高3で初めて声楽の先生につき、武蔵野音楽大学の受験を決意。両親には音大受験を反対されたが、大西さんはホワイトボードに「なぜ音大に入りたいのか。入って何をどう勉強するのか」を理論立て書き出し、「演説した」という。「自分には明確な目的意識があった。英才教育を受けた音楽家というのは親の思いのほうが強い場合が多く、親のためだと途中で自分が何をやりたいのかを見失う。自分を見失ったときというのが一番怖い」
なぜ自分は歌うのか、なぜ音楽を学ぶのか。それがクリアだからこそ、上手くなるために必要なことは全力でやる。武蔵野時代にも「誰よりも練習した」という大西さんだが、ジュリアードに入学後は文字通り音楽漬けの日々が始まった。1年目のスケジュールを見せてくれたが、朝から夕方まで音楽理論や発音法、発声レッスンやオペラの演技指導、夜や週末は予習や歌の自主練習、オペラのリハーサルなど休む間もない多忙さだ。『エフゲニー・オネーギン』主演に向けては、ロシア語の歌詞に英訳を付けて意味を解読したり、プーシキンの原作を読んだり。「学者みたい」と言われることもあるそうだが、そんな孤独な作業を楽しんでやれるのは「人と音楽をシェアしたい」からだという。

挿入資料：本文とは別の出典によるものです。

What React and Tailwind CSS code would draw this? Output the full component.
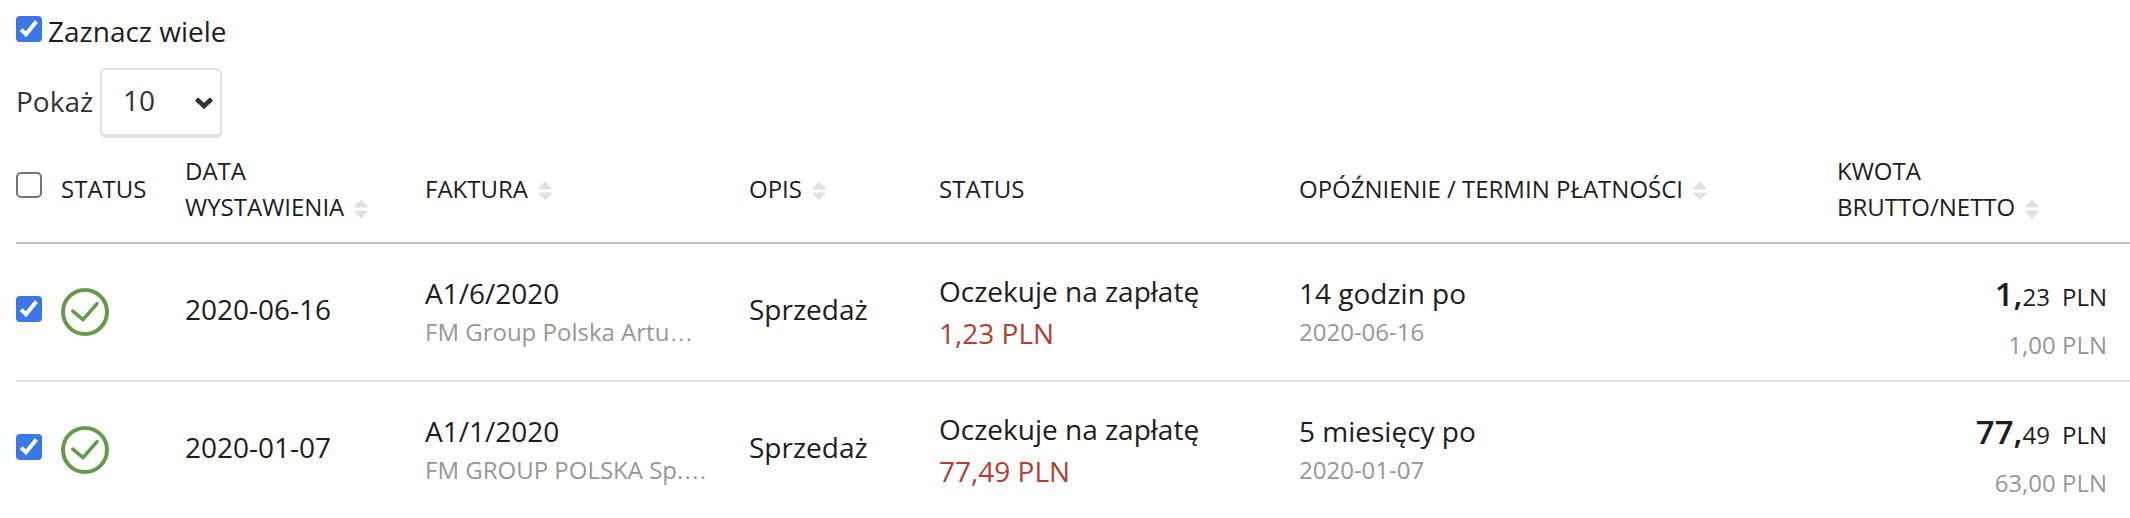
const FONT = "font-['Open_Sans','Noto_Sans',sans-serif]";

const rows = [
  { id: 1, date: "2020-06-16", invoice: "A1/6/2020", client: "FM Group Polska Artu", due: "1,23 PLN", delay: "14 godzin po", term: "2020-06-16", whole: "1,", cents: "23", net: "1,00 PLN" },
  { id: 2, date: "2020-01-07", invoice: "A1/1/2020", client: "FM GROUP POLSKA Sp.", due: "77,49 PLN", delay: "5 miesięcy po", term: "2020-01-07", whole: "77,", cents: "49", net: "63,00 PLN" },
];

function Checkbox({ id, label, defaultChecked }) {
  return (
    <span className="grid size-[26px] shrink-0">
      <input
        id={id}
        type="checkbox"
        aria-label={label}
        defaultChecked={defaultChecked}
        className="peer col-start-1 row-start-1 size-[26px] appearance-none rounded-[5px] border-2 border-[#767676] bg-white checked:rounded-[4px] checked:border-0 checked:bg-[#3b78e7]"
      />
      <svg viewBox="0 0 26 26" className="pointer-events-none invisible col-start-1 row-start-1 size-[26px] peer-checked:visible" fill="none" stroke="#fff" strokeWidth="4" aria-hidden="true">
        <path d="M5.2 13.6 10 18.2 20.4 5.6" />
      </svg>
    </span>
  );
}

function SortIcon() {
  return (
    <svg viewBox="0 0 14 20" className="h-5 w-[14px]" fill="#e1e1e1" aria-hidden="true">
      <path d="M7 .5 13.6 7.2Q14 8.4 13 8.4H1Q0 8.4 .4 7.2ZM7 19.2 13.6 12.8Q14 11.5 13 11.5H1Q0 11.5 .4 12.8Z" />
    </svg>
  );
}

function Heading({ lines, sortable }) {
  return (
    <div className="flex h-[72px] items-center">
      {sortable ? (
        <button type="button" className="flex items-end gap-[10px] text-left">
          <span>
            {lines.map((line) => (
              <span key={line} className="block whitespace-nowrap">{line}</span>
            ))}
          </span>
          <span className="pb-1.5">
            <SortIcon />
          </span>
        </button>
      ) : (
        lines[0]
      )}
    </div>
  );
}

function StatusIcon() {
  return (
    <svg viewBox="0 0 48 48" className="size-12" fill="none" stroke="#649b4b" strokeWidth="4" role="img" aria-label="Wystawiona">
      <circle cx="24" cy="24" r="22" />
      <path d="M11.8 23.2 22 31.6 36 15.6" strokeWidth="3.6" strokeLinecap="round" strokeLinejoin="round" />
    </svg>
  );
}

export default function App() {
  return (
    <main className={`${FONT} bg-white pt-4 pl-4 text-[28px] leading-[42px] text-[#1d1d1b]`}>
      <div className="flex h-[52px] items-start gap-[6px]">
        <Checkbox id="select-many" defaultChecked />
        <label htmlFor="select-many" className="-mt-1.5">Zaznacz wiele</label>
      </div>
      <div className="flex items-center gap-[7px] text-[#333]">
        <label htmlFor="page-size" className="pb-1">Pokaż</label>
        <div className="grid">
          <select id="page-size" defaultValue="10" className="col-start-1 row-start-1 h-[70px] w-[122px] appearance-none rounded-md border-2 border-b-4 border-[#e1e1e1] bg-white pb-1 pl-[21px]">
            <option>10</option>
            <option>25</option>
            <option>50</option>
          </select>
          <svg viewBox="0 0 18 12" className="pointer-events-none col-start-1 row-start-1 mr-[9px] h-3 w-[18px] self-center justify-self-end" fill="none" stroke="#333" strokeWidth="4.6" aria-hidden="true">
            <path d="M1.4 2 9 9 16.6 2" />
          </svg>
        </div>
      </div>

      <table className="w-full table-fixed border-collapse text-left">
        <colgroup>
          <col className="w-[45px]" />
          <col className="w-[124px]" />
          <col className="w-[240px]" />
          <col className="w-[324px]" />
          <col className="w-[190px]" />
          <col className="w-[360px]" />
          <col />
          <col className="w-[293px]" />
        </colgroup>
        <thead>
          <tr className="h-[105px] border-b-2 border-[#c3c3c3] text-2xl leading-9 [&>th]:p-0 [&>th]:pb-[17px] [&>th]:align-bottom [&>th]:font-normal">
            <th>
              <div className="flex h-[72px] items-center pb-2">
                <Checkbox id="select-all" label="Zaznacz wszystkie" />
              </div>
            </th>
            <th><Heading lines={["STATUS"]} /></th>
            <th><Heading sortable lines={["DATA", "WYSTAWIENIA"]} /></th>
            <th><Heading sortable lines={["FAKTURA"]} /></th>
            <th><Heading sortable lines={["OPIS"]} /></th>
            <th><Heading lines={["STATUS"]} /></th>
            <th><Heading sortable lines={["OPÓŹNIENIE / TERMIN PŁATNOŚCI"]} /></th>
            <th><Heading sortable lines={["KWOTA", "BRUTTO/NETTO"]} /></th>
          </tr>
        </thead>
        <tbody>
          {rows.map((row) => (
            <tr key={row.id} className="h-[138px] border-b-2 border-[#e1e1e1] last:h-[137px] last:border-b-0 [&>td]:p-0 [&>td]:align-middle">
              <td><div className="pb-1.5"><Checkbox id={`row-${row.id}`} label={`Zaznacz ${row.invoice}`} defaultChecked /></div></td>
              <td><StatusIcon /></td>
              <td><div className="pb-1.5">{row.date}</div></td>
              <td>
                <div className="pb-0.5">{row.invoice}
                  <div className="text-2xl leading-9 text-[#979797]">{row.client}<span className="font-['Liberation_Sans',sans-serif]">…</span></div>
                </div>
              </td>
              <td><div className="pb-1.5">Sprzedaż</div></td>
              <td>
                Oczekuje na zapłatę
                <div className="text-[#b33f32]">{row.due}</div>
              </td>
              <td>
                <div className="pb-0.5">{row.delay}
                  <div className="text-2xl leading-9 text-[#979797]">{row.term}</div>
                </div>
              </td>
              <td>
                <div className="pt-3.5 pr-[23px] text-right text-2xl leading-[48px]">
                  <div className="flex items-baseline justify-end">
                    <span className="text-[33px] font-semibold">{row.whole}</span>
                    <span>{row.cents}</span>
                    <span className="ml-3">PLN</span>
                  </div>
                  <div className="text-[#979797]">{row.net}</div>
                </div>
              </td>
            </tr>
          ))}
        </tbody>
      </table>
    </main>
  );
}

「芸術家はみんな孤独だけど、みんな最終的には自分を分かって欲しいからやっている。楽譜は作曲家からの手紙で、演奏者は通訳だ。作曲家が楽譜に込めた世界を、自分を通して人に伝える。音楽は自分にとって、自分がありのままでいられる場所」
音楽が自分の居場所――そう言う大西さんだが、ジュリアードにもすっかり居場所を築いているようだ。授業が終わった校舎を訪ねると、すれ違う学生やスタッフたちが次々と彼に声をかけ、大西さんも流暢な英語で挨拶を返しながら笑顔でハグを交わす。そんな彼を見ていると、ボニングが大西さんの才能の1つとして「人間としてチャーミングなこと」を挙げていたのもうなずける。自分自身が「楽器」である声楽家にとって、人間的な魅力というのはもしかすると最も重要な資質なのかもしれない。
そんな仲間たちとも厳しい世界で生き残りを賭けて努力するライバル同士であることには変わりない。オペラ歌手にとってプロというのは狭き門で、ジュリアードの学生は道路を挟んで校舎の向かい側にあるメトロポリタン歌劇場を「道の向こう側(アクロス・ザ・ストリート)」と呼ぶそうだ。その道には見えない高い壁が立ちはだかり、卒業生のほんの少数だけが向こう側に行けるのだ。
とはいえ、ボニングに言わせれば「将来を約束されている」大西さん。向こう側への追い風を噛み締めているだろうと思いきや、本人は「ようやく麓に立ったかな、というところ」と至って冷静だ。「コンクールでの入賞は、才能の一角にあるということが証明されただけ。それが色々なきっかけを与えてくれることには違いないけれど、目標はコンクールでもメト(ロポリタン歌劇場)でもなくて、寿命の長いオペラ歌手になること。50歳でやりたい役、50歳じゃないと出来ないだろうな、という役もある」と言う。今日から演じるエフゲニー・オネーギンという役も、40歳くらいでやるものだと思っていたそうだ。
「音楽家は常に自分に満足しない民族。自分に100点をあげられる公演なんてない。何がダメか、自分でそれが分かる以上は前に進み続ける」という大西さん。「歌は自分をどこまで持っていってくれるんだろう」とも語る。彼が今後の長い人生で何を吸収し、それを音楽家として世界にどう伝えていくのか。それはきっと、彼の歌を聞いた誰もが楽しみにしていることだろう。